Leading up to the vote, Mr. McCain, not untypically, had confounded both critics and admirers. His speech Tuesday had the potential to go down as a Senate classic, a call to restore the work-across-the-aisle traditions of the past.
“We’ve been spinning our wheels on too many important issues,” Mr. McCain scolded his colleagues. “We’re getting nothing done, my friends, we’re getting nothing done.”
Mr. McCain’s vote that day left Senator Mitch McConnell, the majority leader, smiling as his sometime-foe, sometime-friend from Arizona helped rescue the Kentucky Republican’s reputation as a master strategist.
He provided the vote to move the Republican measure forward and seemed to work throughout the week with his constant ally Senator Lindsey Graham, Republican of South Carolina, to explore ways to get the legislation out of the Senate and over to the House as Mr. McConnell wanted.
A hastily scheduled Thursday evening news conference set off alarm bells among Democrats that Mr. McCain was going to back the “skinny” last-ditch repeal effort and sustain the drive to overturn the Affordable Care Act.
But he had also been working back channels with Senator Chuck Schumer of New York, the Democratic leader, about his intentions. A relieved Mr. Schumer praised Mr. McCain after the vote.
“John McCain is a hero and has courage and does the right thing,” Mr. Schumer told reporters after the vote. “He is a hero of mine.”
Mr.

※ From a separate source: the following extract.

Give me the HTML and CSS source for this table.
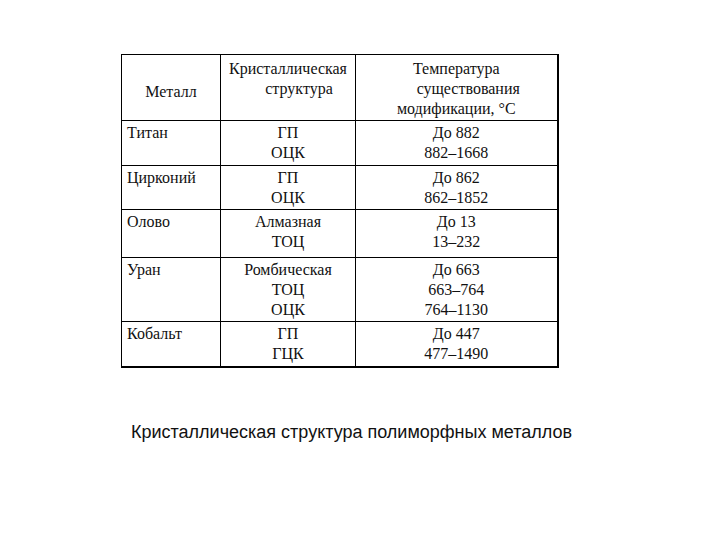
FILE: index.html
```html
<!DOCTYPE html>
<html lang="ru">
<head>
<meta charset="utf-8">
<link rel="stylesheet" href="styles.css">
</head>
<body>
<div class="page">
  <table class="metals">
    <colgroup>
      <col class="c1"><col class="c2"><col class="c3">
    </colgroup>
    <tr class="head">
      <td class="name mid">Металл</td>
      <td class="ctr">Кристаллическая<br><span class="s2">структура</span></td>
      <td class="ctr">Температура<br><span class="s3">существования</span><br>модификации, °С</td>
    </tr>
    <tr class="r1">
      <td class="name">Титан</td>
      <td class="ctr">ГП<br>ОЦК</td>
      <td class="ctr">До 882<br>882–1668</td>
    </tr>
    <tr class="r2">
      <td class="name">Цирконий</td>
      <td class="ctr">ГП<br>ОЦК</td>
      <td class="ctr">До 862<br>862–1852</td>
    </tr>
    <tr class="r3">
      <td class="name">Олово</td>
      <td class="ctr">Алмазная<br>ТОЦ</td>
      <td class="ctr">До 13<br>13–232</td>
    </tr>
    <tr class="r4">
      <td class="name">Уран</td>
      <td class="ctr">Ромбическая<br>ТОЦ<br>ОЦК</td>
      <td class="ctr">До 663<br>663–764<br>764–1130</td>
    </tr>
    <tr class="r5">
      <td class="name">Кобальт</td>
      <td class="ctr">ГП<br>ГЦК</td>
      <td class="ctr">До 447<br>477–1490</td>
    </tr>
  </table>
  <p class="caption">Кристаллическая структура полиморфных металлов</p>
</div>
</body>
</html>
```
FILE: styles.css
```css
html, body {
  margin: 0;
  padding: 0;
  background: #ffffff;
}
.page {
  padding: 54px 0 0 121px;
}
.metals {
  border-collapse: collapse;
  table-layout: fixed;
  width: 436px;
  font-family: "Liberation Serif", "Times New Roman", serif;
  font-size: 16px;
  line-height: 20px;
  color: #111;
}
.c1 { width: 99px; }
.c2 { width: 135px; }
.c3 { width: 202px; }
.metals td {
  border: 1px solid #000;
  vertical-align: top;
  padding: 2px 5px 0 5px;
}
.metals tr:last-child td { border-bottom-width: 2px; }
.metals td:last-child { border-right-width: 2px; }
.head td { padding-top: 4px; }
.head td.mid { vertical-align: middle; text-align: center; padding-top: 8px; }
.ctr { text-align: center; }
.s2 { padding-left: 22px; }
.s3 { padding-left: 24px; }
.head { height: 66px; }
.r1 { height: 45px; }
.r2 { height: 44px; }
.r3 { height: 48px; }
.r4 { height: 64px; }
.r5 { height: 45px; }
.caption {
  margin: 54px 0 0 10px;
  font-family: "Liberation Sans", Arial, sans-serif;
  font-size: 18px;
  color: #111;
}
```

McConnell wasn’t smiling any more.
“So yes, this is a disappointment,” the majority leader said in an emotional speech after the vote. “A disappointment indeed.”
The question now is whether Mr. McCain’s bold move will produce the results he wants: a more bipartisan approach to making changes in the health law that both sides acknowledge are needed. Or will it simply produce a stalemate that leads to a failure of the current system and a chorus of “we told you so” from Republicans?
The president made clear his unhappiness and issued a warning of what would come.
But for the moment, it was Mr. McCain who had single-handedly seized the moment and set the course of the Senate.